CIVITAVECCHIA – Altro che 2030. Ora spunta addirittura la data del 2038 per lo spegnimento delle centrali a carbone, Civitavecchia compresa. 

È la richiesta contenuta in uno dei due ordini del giorno alla conversione in legge del DL ex Ilva, approvati ieri dalla Camera con parere favorevole del governo: spostare appunto lo spegnimento definitivo delle centrali a carbone sulla Penisola al 2038 e applicare i contratti a due vie alla produzione degli impianti idroelettrici in sede di rinnovo delle concessioni, i due temi affrontati. 

L'ordine del giorno sul carbone porta la firma dei deputati di Azione Bonetti, Richetti, Rosato e Benzoni e di quelli di Forza Italia Battilocchio, D'Attis, Tenerini e Squeri. Con il testo, si impegna il governo a presentare una proposta di modifica del Pniec per “coordinare la tempistica della chiusura delle centrali a carbone con quella dell'avvio di nuovi impianti elettronucleari, indicando pertanto il 2038 come nuova data per il phase-out del carbone”, data attualmente stabilita nel 2025. Attualmente sono due le centrali ancora in funzione, Torrevaldaliga Nord a Civitavecchia e Brindisi Sud, entrambe di Enel, che però nel 2025 non sono mai entrate in produzione.

«Mantenendo in attività anche solo le centrali a carbone di Civitavecchia e Brindisi - scrive Azione in una nota – si possono generare 30 terawattora continui, con costi di generazione contenuti e in quindi in grado di ridurre il prezzo di acquisto da parte delle imprese. Le centrali a carbone italiane hanno, peraltro, emissioni di un terzo inferiori a quelle tedesche, che nel 2024 hanno prodotto 95 terawattora».

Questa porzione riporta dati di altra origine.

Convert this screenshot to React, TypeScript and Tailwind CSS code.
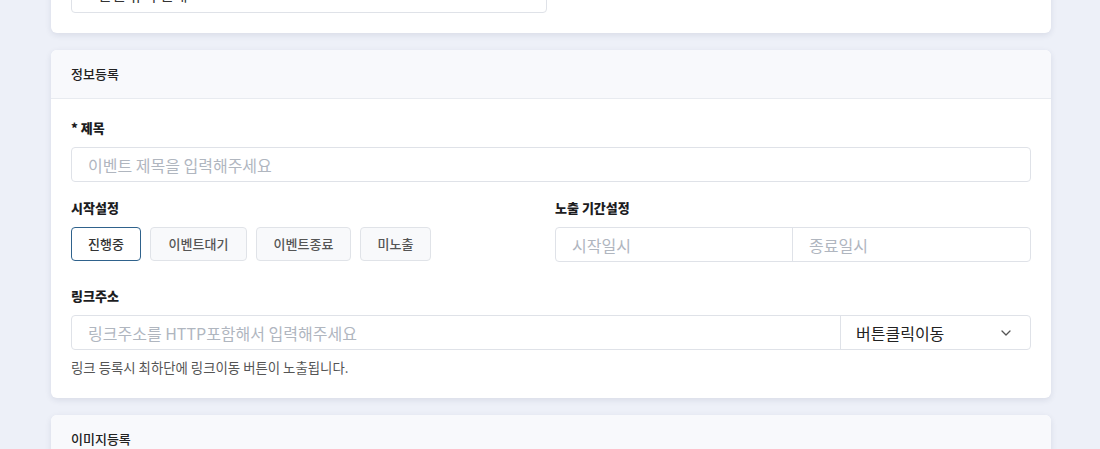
import React from "react";

const font = { fontFamily: '"Noto Sans CJK KR", "Noto Sans", sans-serif' };

function Label({ children }: { children: React.ReactNode }) {
  return <div className="text-[13px] font-extrabold leading-[19px] text-[#1d1d1f] mb-[10px]">{children}</div>;
}

export default function App() {
  const buttons = [
    { t: "진행중", c: "w-[70px] border-[#2f628c] bg-white text-[#333]" },
    { t: "이벤트대기", c: "w-[97px] border-[#e0e3e8] bg-[#f8f9fb] text-[#555]" },
    { t: "이벤트종료", c: "w-[95px] border-[#e0e3e8] bg-[#f8f9fb] text-[#555]" },
    { t: "미노출", c: "w-[71px] border-[#e0e3e8] bg-[#f8f9fb] text-[#555]" },
  ];
  return (
    <div className="h-[449px] w-[1100px] overflow-hidden bg-[#edf0f8]" style={font}>
      <div className="ml-[51px] w-[1000px] mt-[-42px] flex flex-col gap-[17px]">
        {/* card 1 (cut off) */}
        <div className="bg-white rounded-[6px] shadow-[0_2px_6px_rgba(30,40,80,0.10)] p-5">
          <div className="w-[476px] h-[35px] border border-[#dfe2e8] rounded-[4px] flex items-center pl-[26px] text-[15px] text-[#333]">
            관련 유의 안내
          </div>
        </div>

        {/* card 2 */}
        <div className="bg-white rounded-[6px] shadow-[0_2px_6px_rgba(30,40,80,0.10)] overflow-hidden">
          <div className="h-[49px] bg-[#f8f9fc] border-b border-[#e8ebf0] flex items-center px-5 text-[13px] font-medium text-[#222]">
            정보등록
          </div>
          <div className="px-5 pt-[19px] pb-[22px]">
            <Label>* 제목</Label>
            <div className="h-[35px] border border-[#dfe2e8] rounded-[4px] flex items-center pl-4 text-[16px] text-[#b0b6bf]">
              이벤트 제목을 입력해주세요
            </div>

            <div className="grid grid-cols-[484px_1fr] mt-[16px]">
              <div>
                <Label>시작설정</Label>
                <div className="flex gap-[9px]">
                  {buttons.map((b) => (
                    <div
                      key={b.t}
                      className={
                        "h-[34px] flex items-center justify-center rounded-[4px] border text-[13px] font-medium " + b.c
                      }
                    >
                      {b.t}
                    </div>
                  ))}
                </div>
              </div>
              <div>
                <Label>노출 기간설정</Label>
                <div className="h-[35px] border border-[#dfe2e8] rounded-[4px] flex text-[16px] text-[#b0b6bf]">
                  <div className="w-[237px] border-r border-[#dfe2e8] flex items-center pl-4">시작일시</div>
                  <div className="flex-1 flex items-center pl-4">종료일시</div>
                </div>
              </div>
            </div>

            <div className="mt-[24px]">
              <Label>링크주소</Label>
              <div className="h-[35px] border border-[#dfe2e8] rounded-[4px] flex text-[16px]">
                <div className="flex-1 border-r border-[#dfe2e8] flex items-center pl-4 text-[#b0b6bf]">
                  링크주소를 HTTP포함해서 입력해주세요
                </div>
                <div className="w-[189px] flex items-center justify-between pl-[15px] pr-[19px] text-[#222]">
                  <span>버튼클릭이동</span>
                  <svg width="10" height="6" viewBox="0 0 10 6" fill="none">
                    <path d="M1 1L5 5L9 1" stroke="#555" strokeWidth="1.3" strokeLinecap="round" strokeLinejoin="round" />
                  </svg>
                </div>
              </div>
              <div className="mt-[8px] text-[13.4px] leading-[18px] text-[#555]">
                링크 등록시 최하단에 링크이동 버튼이 노출됩니다.
              </div>
            </div>
          </div>
        </div>

        {/* card 3 */}
        <div className="bg-white rounded-[6px] shadow-[0_2px_6px_rgba(30,40,80,0.10)] overflow-hidden">
          <div className="h-[49px] bg-[#f8f9fc] border-b border-[#e8ebf0] flex items-center px-5 text-[13px] font-medium text-[#222]">
            이미지등록
          </div>
          <div className="h-[200px]" />
        </div>
      </div>
    </div>
  );
}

Il secondo ordine del giorno impegna il Governo a introdurre nel bando per il rilascio o nel rinnovo delle concessioni idroelettriche una clausola che preveda, per gli impianti di taglia superiore a 10 MW, la remunerazione con un contratto a due vie a un prezzo di esercizio da determinarsi a partire dal prezzo medio di borsa del decennio 2011-2020. «Il che significherebbe – scrive ancora Azione – dimezzare il prezzo pagato dalle imprese per l'energia prodotta da fonte idroelettrica, portandolo a circa 60-70 euro al megawattora. Poiché il prezzo di borsa è determinato dagli impianti a gas, la remunerazione al prezzo di borsa di fatto impedisce oggi ai consumatori di beneficiare dei bassissimi costi operativi dei grandi impianti idroelettrici».

«Il favore del Governo a queste proposte impone, quindi, di darvi un'attuazione tempestiva a beneficio del sistema economico nazionale», conclude la nota di Azione.